Hiring managers and recruiters by and large are both guilty of excluding good candidates for bad reasons. Imagine a female recruiter at a tech conference telling a female software engineer with a disability to hide it from the hiring managers if she wants to get a job — true story! Avoid behaviors that don’t support your values as a company. If you’re hiring through a recruiter, be clear that you won’t be interviewing anyone until you have a diverse pool of candidates to choose from. If you’re dealing with an internal hiring manager, set annual diversity goals for the company and tie a bonus to hitting those milestones.
Don’t use standardized technical coding tests that someone on your senior team didn’t have a hand in creating.
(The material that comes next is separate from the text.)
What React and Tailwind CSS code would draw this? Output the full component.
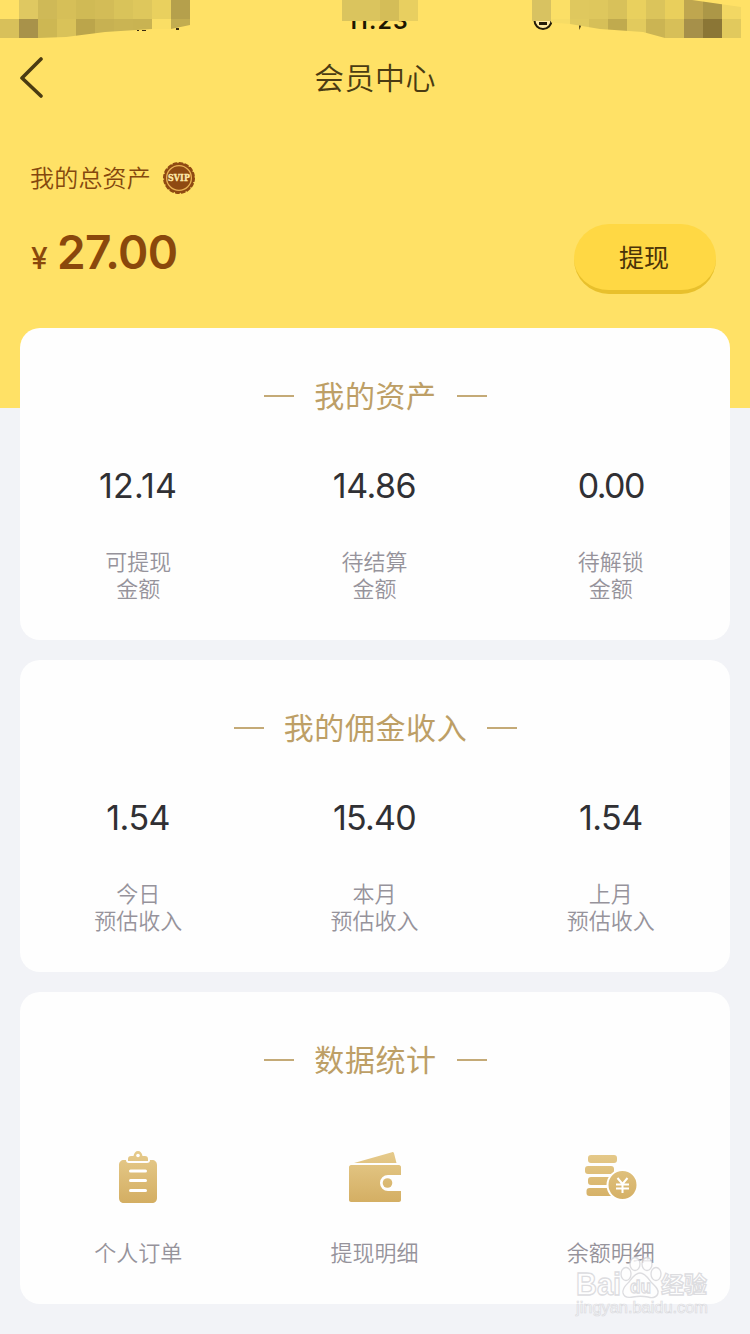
import React from 'react';

const assets = [
  { value: '12.14', label: ['可提现', '金额'], tracking: 'tracking-[0.2px]' },
  { value: '14.86', label: ['待结算', '金额'], tracking: 'tracking-[-0.5px]' },
  { value: '0.00', label: ['待解锁', '金额'], tracking: 'tracking-[-1.6px]' },
];

const income = [
  { value: '1.54', label: ['今日', '预估收入'], tracking: 'tracking-[-0.5px]' },
  { value: '15.40', label: ['本月', '预估收入'], tracking: 'tracking-[-0.8px]' },
  { value: '1.54', label: ['上月', '预估收入'], tracking: 'tracking-[-0.5px]' },
];

// x, y, width, height, color
const mosaicLeft = [
  [0, 0, 19, 19, '#ffe166'], [19, 0, 19, 19, '#dfc861'], [38, 0, 19, 19, '#cfb957'],
  [57, 0, 19, 19, '#d6bf58'], [76, 0, 19, 19, '#d0ba55'], [95, 0, 19, 19, '#d3bc57'],
  [114, 0, 19, 19, '#d9c35a'], [133, 0, 19, 19, '#dec75c'], [152, 0, 19, 19, '#e9d05e'],
  [171, 0, 19, 19, '#b5a04c'],
  [0, 19, 19, 19, '#d8c05a'], [19, 19, 19, 19, '#a8924a'], [38, 19, 19, 19, '#cdb753'],
  [57, 19, 19, 19, '#d9c259'], [76, 19, 19, 19, '#bba54b'], [95, 19, 19, 19, '#c7b152'],
  [114, 19, 19, 19, '#cab453'], [133, 19, 19, 19, '#c9b352'], [152, 19, 19, 19, '#fade65'],
  [171, 19, 19, 19, '#c2ac50'],
];

const mosaicRight = [
  [532, 0, 19, 21, '#d8c261'], [551, 0, 19, 19, '#fbdf66'], [570, 0, 19, 19, '#dfc85e'],
  [589, 0, 19, 19, '#dec75d'], [608, 0, 19, 19, '#d8c15a'], [627, 0, 19, 19, '#e9d05e'],
  [646, 0, 19, 19, '#dbc45b'], [665, 0, 19, 19, '#e9cf5c'], [684, 0, 19, 19, '#bfa64f'],
  [703, 0, 19, 19, '#ac9747'], [722, 0, 19, 19, '#f2d763'],
  [551, 19, 19, 19, '#f7dc65'], [570, 19, 19, 19, '#e1ca5e'], [589, 19, 19, 19, '#d6bf58'],
  [608, 19, 19, 19, '#c0aa4e'], [627, 19, 19, 19, '#e2ca5d'], [646, 19, 19, 19, '#cbb453'],
  [665, 19, 19, 19, '#d7bf58'], [684, 19, 19, 19, '#a6904a'], [703, 19, 19, 19, '#8b7636'],
  [722, 19, 19, 19, '#e1c95d'],
];

function Blocks({ cells }) {
  return cells.map(([x, y, w, h, fill]) => (
    <rect key={`${x}-${y}`} x={x} y={y} width={w} height={h} fill={fill} />
  ));
}

function StatusBar() {
  return (
    <div className="relative h-[38px] overflow-hidden">
      <div className="pt-[9px] pl-[6px] text-center text-[23px] leading-[24px] font-semibold tracking-[1.2px] text-[#1d1600]">
        11:23
      </div>
      <svg className="absolute inset-0" width="750" height="38" shapeRendering="crispEdges">
        <defs>
          <clipPath id="left"><path d="M0 0H190V25L171 29H152L105 32L66 37L38 38H0Z" /></clipPath>
          <clipPath id="right"><path d="M532 0H692L741 7V38H665L643 32L600 29L570 24L532 21Z" /></clipPath>
        </defs>
        <g clipPath="url(#left)"><Blocks cells={mosaicLeft} /></g>
        <g shapeRendering="geometricPrecision">
          <circle cx="543" cy="20.5" r="8.5" fill="#ffe9a0" stroke="#241c08" strokeWidth="2" />
          <path d="M539 22h8v3h-8zM579 24h2.5l-2 6z" fill="#241c08" />
        </g>
        <g clipPath="url(#right)"><Blocks cells={mosaicRight} /></g>
        <path d="M342 0h38v21h-38z" fill="#dac45e" />
        <path d="M380 0h19v21h-19z" fill="#d4bd58" />
        <path d="M399 0h19v21h-19z" fill="#e8cf60" />
        <path d="M137 30h2v1h-2zM142 30h4v1h-4zM176 28h3v2h-3z" fill="#3a2b10" />
      </svg>
    </div>
  );
}

function SvipBadge() {
  return (
    <svg width="32" height="32" viewBox="0 0 32 32">
      <circle cx="16" cy="16" r="14.9" fill="#8f4a12" />
      <circle cx="16" cy="16" r="14.9" fill="none" stroke="#8f4a12" strokeWidth="2.2" strokeLinecap="round" strokeDasharray="3 2.85" />
      <circle cx="16" cy="16" r="12.4" fill="none" stroke="#e9b254" strokeWidth="1.3" />
      <text x="16" y="19.2" textAnchor="middle" textLength="22" lengthAdjust="spacingAndGlyphs" fontSize="9.5" fontWeight="700" fontFamily="DejaVu Serif, serif" fill="#ffe9a8" stroke="#ffe9a8" strokeWidth="0.4">
        SVIP
      </text>
    </svg>
  );
}

function Gold({ id }) {
  return (
    <linearGradient id={id} x1="0" y1="0" x2="0" y2="54" gradientUnits="userSpaceOnUse">
      <stop offset="0" stopColor="#e6cb8c" />
      <stop offset="1" stopColor="#d3ad61" />
    </linearGradient>
  );
}

function OrderIcon() {
  return (
    <svg width="54" height="54" viewBox="0 0 54 54">
      <defs><Gold id="gold-order" /></defs>
      <path fill="url(#gold-order)" d="M13 9h2c0 2 1 3 3 3h18c2 0 3-1 3-3h2c3 0 5 2 5 5v33c0 3-2 5-5 5H13c-3 0-5-2-5-5V14c0-3 2-5 5-5Z" />
      <path fill="url(#gold-order)" d="M17 10V8c0-2 1-3 3-3h2.500c.5-3 2-5 4.500-5s4 2 4.500 5H34c2 0 3 1 3 3v2Z" />
      <circle cx="27" cy="4.500" r="1.800" fill="#fff" />
      <path d="M19.500 20h15M19.500 29.500h15M19.500 39.500h15" stroke="#fff" strokeWidth="3" strokeLinecap="round" />
    </svg>
  );
}

function WalletIcon() {
  return (
    <svg className="ml-px" width="54" height="54" viewBox="0 0 54 54">
      <defs><Gold id="gold-wallet" /></defs>
      <path fill="url(#gold-wallet)" d="M6 12 44 1.200c1-.3 1.700 0 2 1L48.500 12Z" />
      <path fill="url(#gold-wallet)" d="M3 14h48c1 0 2 1 2 2v8H40a8 8 0 0 0 0 16h13v9c0 1-1 2-2 2H3c-1 0-2-1-2-2V16c0-1 1-2 2-2Z" />
      <circle cx="39.500" cy="32" r="4.800" fill="url(#gold-wallet)" />
    </svg>
  );
}

function BalanceIcon() {
  return (
    <svg width="54" height="54" viewBox="0 0 54 54">
      <defs><Gold id="gold-balance" /></defs>
      <g fill="url(#gold-balance)">
        <rect x="4" y="4" width="29" height="8" rx="3" />
        <rect x="1" y="15" width="29" height="8" rx="3" />
        <rect x="4" y="26" width="29" height="8" rx="3" />
        <rect x="2.500" y="37" width="29" height="8" rx="3" />
      </g>
      <circle cx="38.500" cy="34" r="15" fill="url(#gold-balance)" stroke="#fff" strokeWidth="2" />
      <path d="m33.500 27 5 6 5-6M32 33.500h13M32 37.500h13M38.500 33v9" fill="none" stroke="#fff" strokeWidth="2" />
    </svg>
  );
}

const stats = [
  { label: '个人订单', icon: <OrderIcon /> },
  { label: '提现明细', icon: <WalletIcon /> },
  { label: '余额明细', icon: <BalanceIcon /> },
];

function Card({ title, children }) {
  return (
    <section className="h-[312px] rounded-[20px] bg-[#fefefe] pt-[46px]">
      <h2 className="flex h-11 items-center justify-center gap-5 pl-px text-[30px] tracking-[0.6px] text-[#bd9f66]">
        <span className="h-[2px] w-[30px] bg-[#c4aa77]" />
        {title}
        <span className="h-[2px] w-[30px] bg-[#c4aa77]" />
      </h2>
      <div className="mr-px grid grid-cols-3 text-center">{children}</div>
    </section>
  );
}

function Amount({ value, label, tracking }) {
  return (
    <div className="pt-[46px]">
      <div className={`h-11 text-[34px] leading-[44px] text-[#303034] ${tracking}`}>{value}</div>
      <div className="pt-[41px] text-[22px] leading-[27px] font-[350] text-[#96939b]">
        {label.map((line) => (
          <div key={line}>{line}</div>
        ))}
      </div>
    </div>
  );
}

function Watermark() {
  return (
    <div className="absolute top-[1256px] left-[574px] w-[140px] opacity-80">
      <svg width="140" height="64" viewBox="0 0 140 64">
        <g fill="#fff" stroke="#d5d5d9" strokeWidth="1.300" fontFamily="Liberation Sans, sans-serif" fontWeight="700">
          <text x="2" y="39" fontSize="31" textLength="45" lengthAdjust="spacingAndGlyphs">Bai</text>
          <ellipse cx="52" cy="18" rx="5" ry="6.500" />
          <ellipse cx="61" cy="8" rx="5" ry="6.500" />
          <ellipse cx="73" cy="8" rx="5" ry="6.500" />
          <ellipse cx="82" cy="18" rx="5" ry="6.500" />
          <path d="M66 17c5 0 8 5 11 9 4 4 8 7 7 11-1 5-6 5-10 4-5-1-10-1-15 0-5 1-9 0-10-4-1-5 3-8 6-11 3-4 6-9 11-9Z" />
          <text x="56" y="37" fontSize="18" textLength="21" lengthAdjust="spacingAndGlyphs">du</text>
          <text x="87" y="37" fontSize="23" textLength="46" fontFamily="Noto Sans CJK SC, sans-serif">经验</text>
          <text x="2" y="57" fontSize="16" fontWeight="400" strokeWidth="0.700" textLength="132" lengthAdjust="spacingAndGlyphs">jingyan.baidu.com</text>
        </g>
      </svg>
    </div>
  );
}

export default function App() {
  return (
    <div className="relative h-[1334px] w-[750px] overflow-hidden bg-[#f2f3f7] font-['Inter','Noto_Sans_CJK_SC',sans-serif]">
      <div className="h-[408px] bg-[#ffe166]">
        <StatusBar />
        <header className="flex h-20 items-center px-5">
          <svg width="24" height="42" viewBox="0 0 24 42" fill="none" stroke="#4a3b12" strokeWidth="3.600" strokeLinecap="round" strokeLinejoin="round">
            <path d="M21 2 2 21l19 18" />
          </svg>
          <h1 className="flex-1 pr-6 text-center text-[30px] font-[350] tracking-[0.5px] text-[#4a3b12]">会员中心</h1>
        </header>

        <div className="flex items-start justify-between pt-[40px] pr-[34px] pl-[30px]">
          <div>
            <div className="flex h-10 items-center gap-3 text-[24px] font-[350] tracking-[0.2px] text-[#84480e]">
              <span className="pt-[2px]">我的总资产</span>
              <SvipBadge />
            </div>
            <div className="mt-[26px] flex items-baseline text-[#8a480c]">
              <span className="w-[27px] pl-px text-[30px] font-medium">¥</span>
              <span className="text-[46px] leading-[56px] font-semibold tracking-[-0.6px]">27.00</span>
            </div>
          </div>
          <button className="mt-[66px] h-[70px] w-[142px] rounded-full border-b-4 border-[#e8c02c] bg-[#ffd844] pt-1 pr-[2px] text-[25px] text-[#4a3208]">
            提现
          </button>
        </div>
      </div>

      <main className="-mt-20 flex flex-col gap-5 px-5">
        <Card title="我的资产">
          {assets.map((item, i) => <Amount key={i} {...item} />)}
        </Card>
        <Card title="我的佣金收入">
          {income.map((item, i) => <Amount key={i} {...item} />)}
        </Card>
        <Card title="数据统计">
          {stats.map((item) => (
            <div key={item.label} className="flex flex-col items-center pt-[69px]">
              {item.icon}
              <div className="pt-[30px] text-[22px] leading-[36px] font-[350] text-[#96939b]">{item.label}</div>
            </div>
          ))}
        </Card>
      </main>
      <Watermark />
    </div>
  );
}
If you don’t have a senior team, or you don’t know how to create your own strategy that tests the things you are actually looking for — we can help you with that too. We recently had a candidate solve a problem in the complete opposite way we thought we wanted, but because we knew what we were looking for as a team, we knew that she would be a huge asset to the company we were hiring for. AI testing solutions might be cheaper, but the technology just isn’t developed enough to intuitively handle humans and all our infinite complexities just yet. AI is built on standardization and repeated results, which we already know is the enemy of diversity.
If your candidate pool consists of only one type of person, be brave enough to mention it to your team as a problem and come together to create solutions for it. The most untapped source of diversity knowledge within a company is entry to mid-level, so talk to your staff and support them with the right tools and resources to make better decisions moving forward.
I hope I’ve made it clear that truly making diversity and inclusion a priority in your hiring funnel is difficult, because it is! These guidelines are only the tip of the iceberg about the kinds of things we need to be thinking about to build up a more inclusive and diverse team. We need to continually analyze and unlearn many of the processes we’ve faced ourselves in the past and accepted as the norm, from job descriptions to the interview process to having a solid growth-oriented career track strategy in place.
As you become a voice for diversity in your own company, don’t be afraid to take the leap and open yourself up to something that job descriptions historically have never done — openly admit that companies need employees just as much as employees need jobs. It’s time to start treating job seekers as potential members of our team, instead of a bunch of candidates who need to pass a gauntlet of tests to “earn” our time as employers. A two-way street is good for your people, and good for your business.
In today’s hyper-competitive world, every company needs to diversify and bring in new perspectives and approaches. Your team (and ultimately your company!) depend on it.